**Written request**
Your task is to reproduce, verbatim and without pictures, the lines from the opening of the listing through the line containing "string; value: string;".

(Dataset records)

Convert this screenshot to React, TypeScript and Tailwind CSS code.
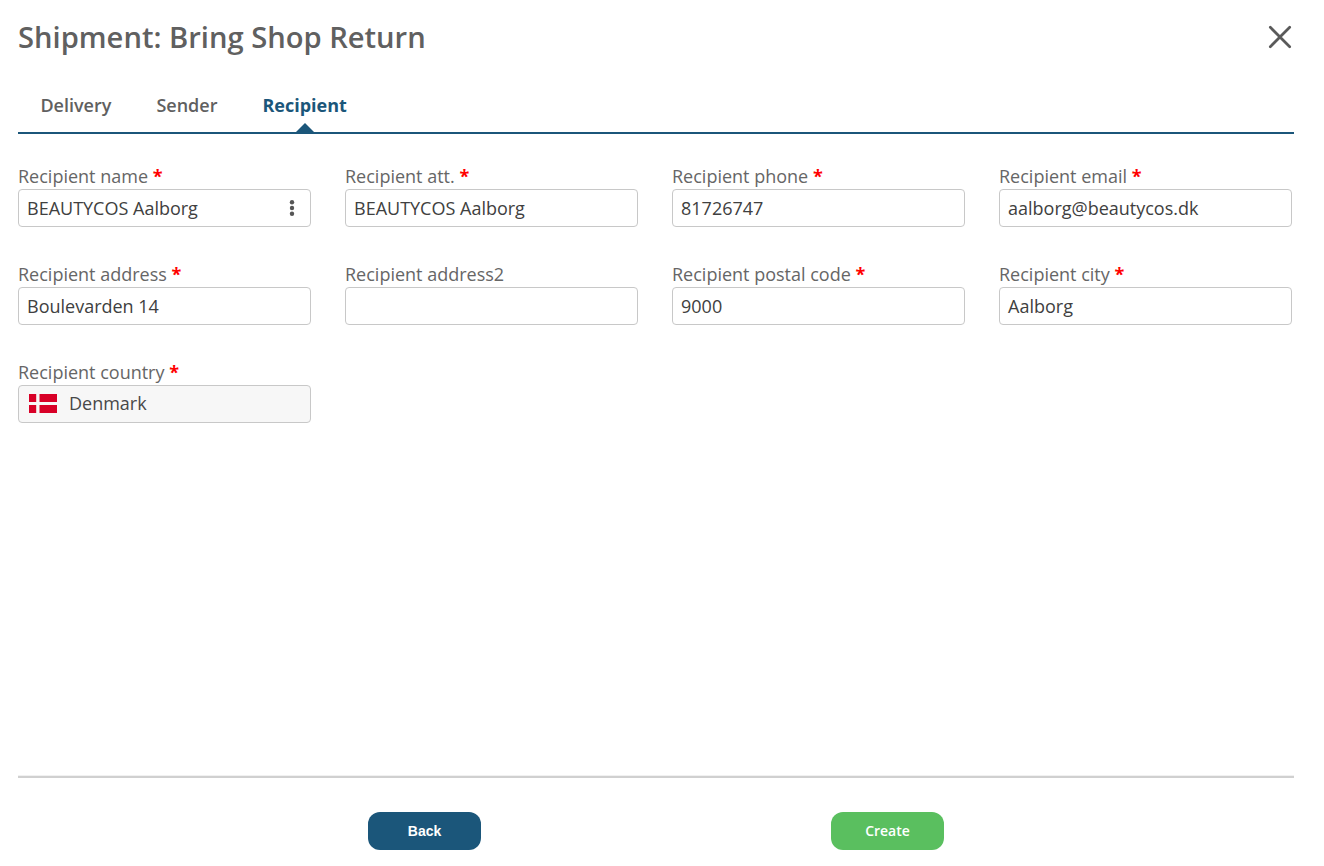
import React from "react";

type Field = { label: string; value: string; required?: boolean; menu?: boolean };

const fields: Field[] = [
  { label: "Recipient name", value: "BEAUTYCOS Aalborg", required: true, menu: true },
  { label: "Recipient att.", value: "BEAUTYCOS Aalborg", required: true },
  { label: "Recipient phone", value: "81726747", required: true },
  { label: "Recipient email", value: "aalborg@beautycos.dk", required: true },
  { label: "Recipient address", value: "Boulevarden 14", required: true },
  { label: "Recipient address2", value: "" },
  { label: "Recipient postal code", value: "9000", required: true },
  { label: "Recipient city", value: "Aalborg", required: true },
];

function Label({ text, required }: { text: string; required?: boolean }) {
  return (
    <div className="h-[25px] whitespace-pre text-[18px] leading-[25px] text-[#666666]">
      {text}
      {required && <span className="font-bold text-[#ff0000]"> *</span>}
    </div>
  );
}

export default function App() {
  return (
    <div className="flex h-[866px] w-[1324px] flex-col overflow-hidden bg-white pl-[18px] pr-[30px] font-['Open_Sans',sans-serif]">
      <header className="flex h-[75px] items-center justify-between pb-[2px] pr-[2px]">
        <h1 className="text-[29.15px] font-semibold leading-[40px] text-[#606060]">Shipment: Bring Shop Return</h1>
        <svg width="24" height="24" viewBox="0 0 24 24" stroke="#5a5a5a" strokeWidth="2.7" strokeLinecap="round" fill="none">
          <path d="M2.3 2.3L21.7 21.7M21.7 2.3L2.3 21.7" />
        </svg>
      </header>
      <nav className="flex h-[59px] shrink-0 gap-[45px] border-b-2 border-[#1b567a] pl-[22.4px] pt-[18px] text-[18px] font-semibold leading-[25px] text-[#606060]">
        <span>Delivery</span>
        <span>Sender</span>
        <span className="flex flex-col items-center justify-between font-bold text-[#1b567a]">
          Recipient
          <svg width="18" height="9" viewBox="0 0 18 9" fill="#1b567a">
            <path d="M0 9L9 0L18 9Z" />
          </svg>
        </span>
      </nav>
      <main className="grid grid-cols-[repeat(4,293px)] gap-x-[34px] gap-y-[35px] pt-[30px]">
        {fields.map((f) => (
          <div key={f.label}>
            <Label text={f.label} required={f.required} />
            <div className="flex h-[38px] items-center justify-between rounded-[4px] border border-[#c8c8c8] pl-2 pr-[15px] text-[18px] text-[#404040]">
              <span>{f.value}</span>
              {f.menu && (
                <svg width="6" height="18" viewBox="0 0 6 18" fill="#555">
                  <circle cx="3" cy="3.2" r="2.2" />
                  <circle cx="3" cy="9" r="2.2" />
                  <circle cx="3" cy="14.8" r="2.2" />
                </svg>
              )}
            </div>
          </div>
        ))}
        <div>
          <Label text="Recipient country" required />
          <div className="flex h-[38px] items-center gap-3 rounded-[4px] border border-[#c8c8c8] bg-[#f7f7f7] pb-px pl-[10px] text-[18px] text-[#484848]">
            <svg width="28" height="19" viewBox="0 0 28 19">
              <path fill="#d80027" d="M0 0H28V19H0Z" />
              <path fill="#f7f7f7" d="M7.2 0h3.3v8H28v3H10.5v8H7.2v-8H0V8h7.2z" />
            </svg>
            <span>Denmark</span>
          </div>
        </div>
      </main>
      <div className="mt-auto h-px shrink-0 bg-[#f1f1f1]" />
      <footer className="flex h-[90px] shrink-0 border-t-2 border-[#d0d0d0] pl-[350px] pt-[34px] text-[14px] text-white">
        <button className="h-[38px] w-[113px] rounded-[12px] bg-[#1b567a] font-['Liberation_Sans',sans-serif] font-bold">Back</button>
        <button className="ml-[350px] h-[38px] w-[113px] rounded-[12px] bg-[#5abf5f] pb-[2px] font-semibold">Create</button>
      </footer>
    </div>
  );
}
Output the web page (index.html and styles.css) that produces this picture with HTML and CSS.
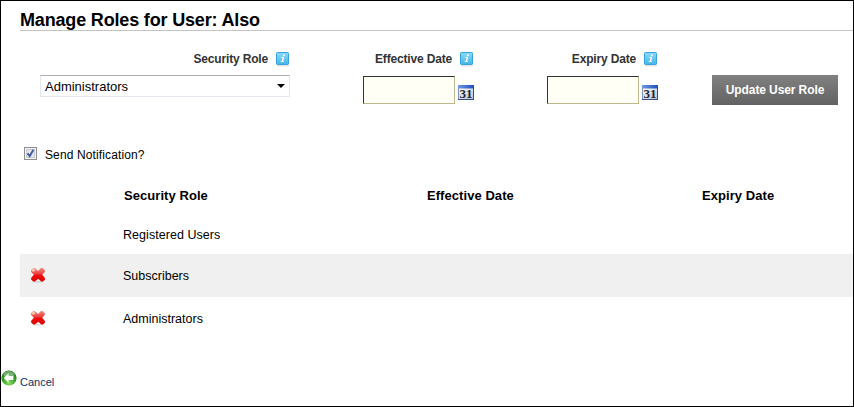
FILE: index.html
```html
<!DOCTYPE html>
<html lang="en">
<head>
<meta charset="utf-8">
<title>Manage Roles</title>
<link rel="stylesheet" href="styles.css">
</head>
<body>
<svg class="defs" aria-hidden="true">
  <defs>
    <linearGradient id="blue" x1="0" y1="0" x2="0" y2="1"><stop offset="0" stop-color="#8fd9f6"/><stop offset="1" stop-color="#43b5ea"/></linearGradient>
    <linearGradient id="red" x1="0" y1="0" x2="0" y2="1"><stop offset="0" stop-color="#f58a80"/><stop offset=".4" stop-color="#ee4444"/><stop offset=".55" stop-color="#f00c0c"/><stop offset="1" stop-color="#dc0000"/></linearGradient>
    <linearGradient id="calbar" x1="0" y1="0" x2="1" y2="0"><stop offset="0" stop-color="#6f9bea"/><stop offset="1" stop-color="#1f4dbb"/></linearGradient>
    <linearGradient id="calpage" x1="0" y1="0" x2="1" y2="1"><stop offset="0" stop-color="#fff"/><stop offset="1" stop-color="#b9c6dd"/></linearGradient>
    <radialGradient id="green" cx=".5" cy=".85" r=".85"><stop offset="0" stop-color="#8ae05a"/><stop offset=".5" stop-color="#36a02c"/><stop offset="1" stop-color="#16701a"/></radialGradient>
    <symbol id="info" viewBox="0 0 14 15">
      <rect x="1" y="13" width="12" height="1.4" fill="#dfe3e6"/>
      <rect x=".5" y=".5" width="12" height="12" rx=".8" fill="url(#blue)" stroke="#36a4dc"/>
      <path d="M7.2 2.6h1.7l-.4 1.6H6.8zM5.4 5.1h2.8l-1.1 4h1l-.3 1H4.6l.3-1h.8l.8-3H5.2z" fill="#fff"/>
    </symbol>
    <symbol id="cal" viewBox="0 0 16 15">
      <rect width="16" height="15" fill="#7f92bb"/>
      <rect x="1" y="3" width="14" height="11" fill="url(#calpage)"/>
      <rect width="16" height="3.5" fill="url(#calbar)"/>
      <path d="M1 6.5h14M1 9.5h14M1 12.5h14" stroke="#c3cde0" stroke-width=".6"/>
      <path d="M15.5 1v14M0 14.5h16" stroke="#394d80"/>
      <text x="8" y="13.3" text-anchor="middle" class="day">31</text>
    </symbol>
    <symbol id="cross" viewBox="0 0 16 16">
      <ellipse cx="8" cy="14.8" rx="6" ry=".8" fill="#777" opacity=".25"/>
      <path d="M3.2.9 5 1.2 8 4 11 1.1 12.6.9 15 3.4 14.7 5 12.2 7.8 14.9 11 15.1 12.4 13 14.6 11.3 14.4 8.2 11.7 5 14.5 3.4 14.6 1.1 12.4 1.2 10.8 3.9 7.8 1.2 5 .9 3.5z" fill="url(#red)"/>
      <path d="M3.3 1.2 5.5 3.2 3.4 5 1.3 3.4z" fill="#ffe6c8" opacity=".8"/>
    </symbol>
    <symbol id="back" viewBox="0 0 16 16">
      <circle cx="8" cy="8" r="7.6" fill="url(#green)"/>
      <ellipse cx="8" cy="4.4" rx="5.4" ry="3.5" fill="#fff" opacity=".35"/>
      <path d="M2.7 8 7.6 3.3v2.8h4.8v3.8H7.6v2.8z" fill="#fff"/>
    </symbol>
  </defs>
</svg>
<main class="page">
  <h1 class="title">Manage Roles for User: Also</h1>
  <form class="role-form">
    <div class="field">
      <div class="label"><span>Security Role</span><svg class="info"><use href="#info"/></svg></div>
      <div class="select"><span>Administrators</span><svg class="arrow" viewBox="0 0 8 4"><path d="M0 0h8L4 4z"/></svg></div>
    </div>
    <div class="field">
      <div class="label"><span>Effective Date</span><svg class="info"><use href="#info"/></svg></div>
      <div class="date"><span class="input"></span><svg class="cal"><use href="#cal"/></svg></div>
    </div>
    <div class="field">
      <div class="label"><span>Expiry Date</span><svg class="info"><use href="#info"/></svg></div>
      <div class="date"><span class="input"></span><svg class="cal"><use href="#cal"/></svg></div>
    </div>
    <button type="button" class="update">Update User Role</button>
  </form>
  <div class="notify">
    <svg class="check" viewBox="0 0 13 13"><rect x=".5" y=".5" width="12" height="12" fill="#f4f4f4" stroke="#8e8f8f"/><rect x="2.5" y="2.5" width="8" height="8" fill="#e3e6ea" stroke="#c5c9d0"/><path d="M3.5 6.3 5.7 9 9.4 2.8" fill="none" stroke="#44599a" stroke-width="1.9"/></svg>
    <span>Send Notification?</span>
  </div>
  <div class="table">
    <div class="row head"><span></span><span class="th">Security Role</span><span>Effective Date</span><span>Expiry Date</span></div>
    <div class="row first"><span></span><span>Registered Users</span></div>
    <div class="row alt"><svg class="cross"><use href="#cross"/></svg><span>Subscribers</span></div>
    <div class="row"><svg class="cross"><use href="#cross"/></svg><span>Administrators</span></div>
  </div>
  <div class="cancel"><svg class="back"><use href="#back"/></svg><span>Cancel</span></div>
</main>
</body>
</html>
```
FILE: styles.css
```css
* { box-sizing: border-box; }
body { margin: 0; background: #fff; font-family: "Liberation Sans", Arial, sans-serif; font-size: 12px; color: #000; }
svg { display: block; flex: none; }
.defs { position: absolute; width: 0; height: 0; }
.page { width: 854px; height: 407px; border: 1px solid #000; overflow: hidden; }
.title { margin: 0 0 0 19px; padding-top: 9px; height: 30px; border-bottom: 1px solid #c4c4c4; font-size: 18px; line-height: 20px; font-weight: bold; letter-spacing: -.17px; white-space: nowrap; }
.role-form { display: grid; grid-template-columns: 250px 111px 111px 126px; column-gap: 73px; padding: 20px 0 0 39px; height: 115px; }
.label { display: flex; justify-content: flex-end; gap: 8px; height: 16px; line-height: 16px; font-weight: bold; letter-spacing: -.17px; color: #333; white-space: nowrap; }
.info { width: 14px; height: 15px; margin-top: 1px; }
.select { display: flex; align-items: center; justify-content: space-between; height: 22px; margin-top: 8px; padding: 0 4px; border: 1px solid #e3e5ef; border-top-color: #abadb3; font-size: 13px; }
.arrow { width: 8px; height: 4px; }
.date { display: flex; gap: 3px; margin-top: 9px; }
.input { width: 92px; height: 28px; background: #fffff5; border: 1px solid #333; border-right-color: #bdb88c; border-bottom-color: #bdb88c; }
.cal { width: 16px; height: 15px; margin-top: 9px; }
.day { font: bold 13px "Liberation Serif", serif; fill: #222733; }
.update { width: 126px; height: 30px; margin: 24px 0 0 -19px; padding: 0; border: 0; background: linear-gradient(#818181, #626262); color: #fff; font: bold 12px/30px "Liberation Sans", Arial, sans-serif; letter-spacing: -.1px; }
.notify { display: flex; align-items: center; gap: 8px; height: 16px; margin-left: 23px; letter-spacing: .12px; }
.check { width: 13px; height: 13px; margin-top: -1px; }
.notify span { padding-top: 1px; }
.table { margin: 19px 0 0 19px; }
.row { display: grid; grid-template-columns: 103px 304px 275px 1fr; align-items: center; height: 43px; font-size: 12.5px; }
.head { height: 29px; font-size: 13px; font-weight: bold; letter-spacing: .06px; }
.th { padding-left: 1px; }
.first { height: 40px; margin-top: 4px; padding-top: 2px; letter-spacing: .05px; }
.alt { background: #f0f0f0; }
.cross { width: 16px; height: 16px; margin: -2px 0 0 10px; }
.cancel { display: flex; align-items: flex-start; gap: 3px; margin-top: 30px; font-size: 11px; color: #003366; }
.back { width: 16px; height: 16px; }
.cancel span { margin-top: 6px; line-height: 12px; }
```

**Right answer**
Convert this screenshot to React, TypeScript and Tailwind CSS code.
import React from "react";

type Field = { label: string; value: string; required?: boolean; menu?: boolean };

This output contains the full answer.